On both counts, however, whoever is saved owes his salvation to the one Catholic Church founded by Christ.

Right. Hence anyone who is "saved outside" the Church has actually been Incorporated into the Church somehow, in some way, unknown to use but through God's mercy. And the failure of some modern apologists is to push this point through which results in a formula that to a normal listener or reader seems to contradict itself. The contradiction is solved once the ambiguity is removed:

If that hypothetical person who has an obstacle to the Church placed in his way that cannot be overcome and has committed no natural mortal sins known to him he may be saved but only if he is joined to the Church before he dies in some way which God through His mercy makes possible. Even VII and the CCC render this point ambiguously and sadly I have seen to many people err on this one as a result.

Dave Armstrong said...

I wish people spent one-tenth of the energy used on this topic (which is discussed endlessly, ad nauseum) to actually go out and evangelize. Then we'd be in great shape.

Maroun said...

Hi Dave .

You said . I wish people spent one-tenth of the energy used on this topic (which is discussed endlessly, ad nauseum) to actually go out and evangelize. Then we'd be in great shape.
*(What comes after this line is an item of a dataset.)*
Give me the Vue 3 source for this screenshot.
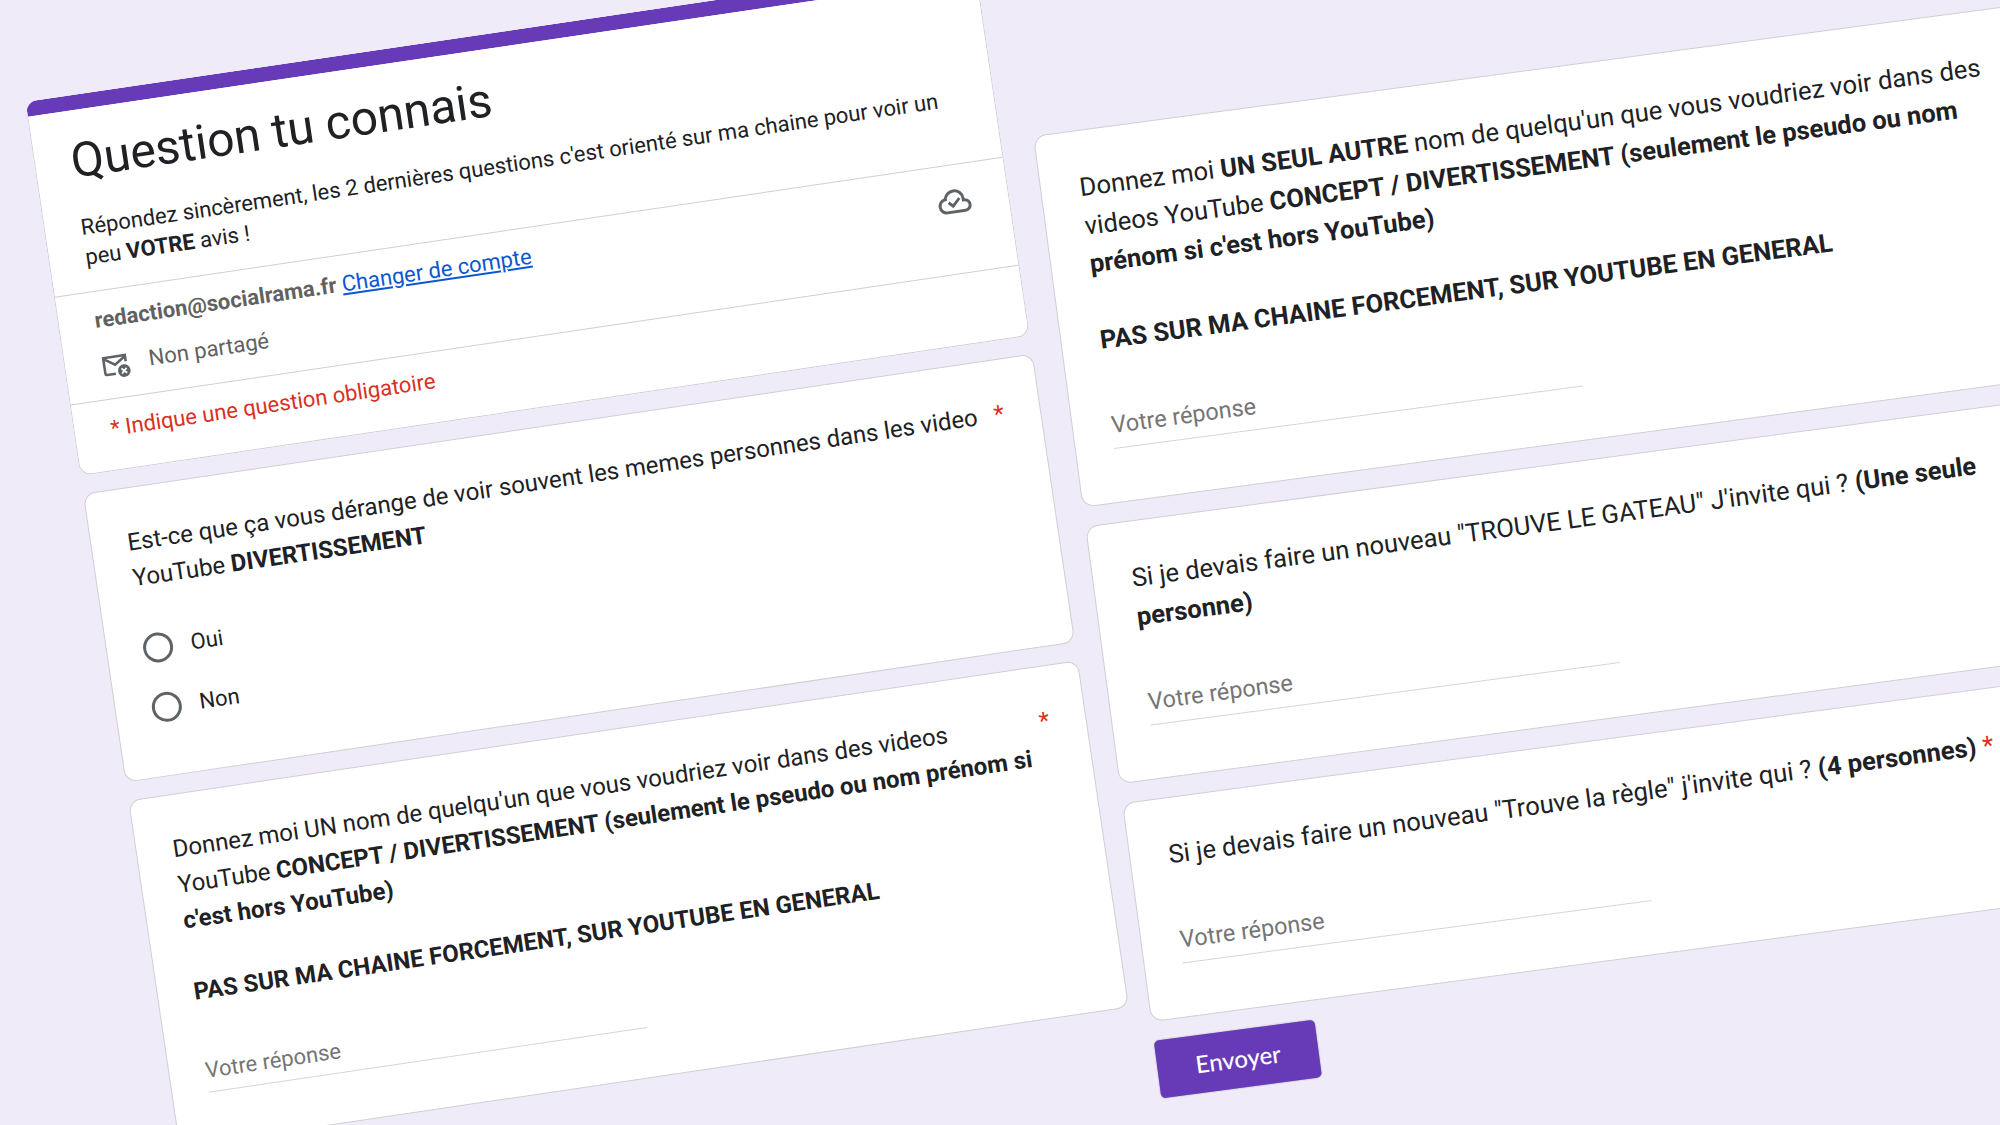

I could`nt agree more . You cannot immagine how many people nowadays including priests also , because they want to have an easy life and would rather stay where they are ,they keep saying that it`s enough to be a good person and even if that person is not a Christian , is not baptized and does not belong to the Church , if that person is a good person then because God is good and God is love and God is merciful,then that person will definitly be saved...This way they dont have to evangelize ....Quite confortable right?As our late pope John Paul II said , that people nowadays only want the horizontal relation (man-man) and they want to ignore and forget the vertical relation (God-man) . Believe me if i tell you Dave , that i heard many priests on TV from Lebanon (orthodox and Catholics ) saying for example that where they live in Beirut , they are the only Christians in that building but still they dont have any problems at all with the muslims because they dont speak with the muslims about Jesus and the muslims dont speak with them about Mohammed , this way they say they dont offend the others and the others dont offend them. is`nt that great?According to these so called priests this is the solution not to speak with the others about Jesus because we should not offend the others...They have forgotten their duties and their mission .
When i remember all the sacrifices which the saints and martyrs did and had , how much they have suffered and so on just to preach the good news to everyone because they loved everyone . And they even suffered martyrdom because of that and still they did not care because they wanted to save at least one person if possible . How much hardship and so on . And today , these modern disciples (and i want to put myself among them because we all are responsible)what do we say?what matters is that they are good people and God will save them...The same with infants , nowadays many are saying that because God is love then even unbaptised infants will definitly go to heaven even unbaptized . The Church by the way never said that , in fact the Church said that we could hope and there is a huge difference between having the permission to hope and saying definitly ...
Si i agree with you 100% , we should do our duty , what we have to do (evangelize and preach the good news ) and let God do what He wants . we should not be lazy and pretend to be just so wise ...
GBU

Dave Armstrong said...

Great thoughts, Maroun. We need to be wise and thoughtful in the methods we use to evangelize, but in any event, it is our duty.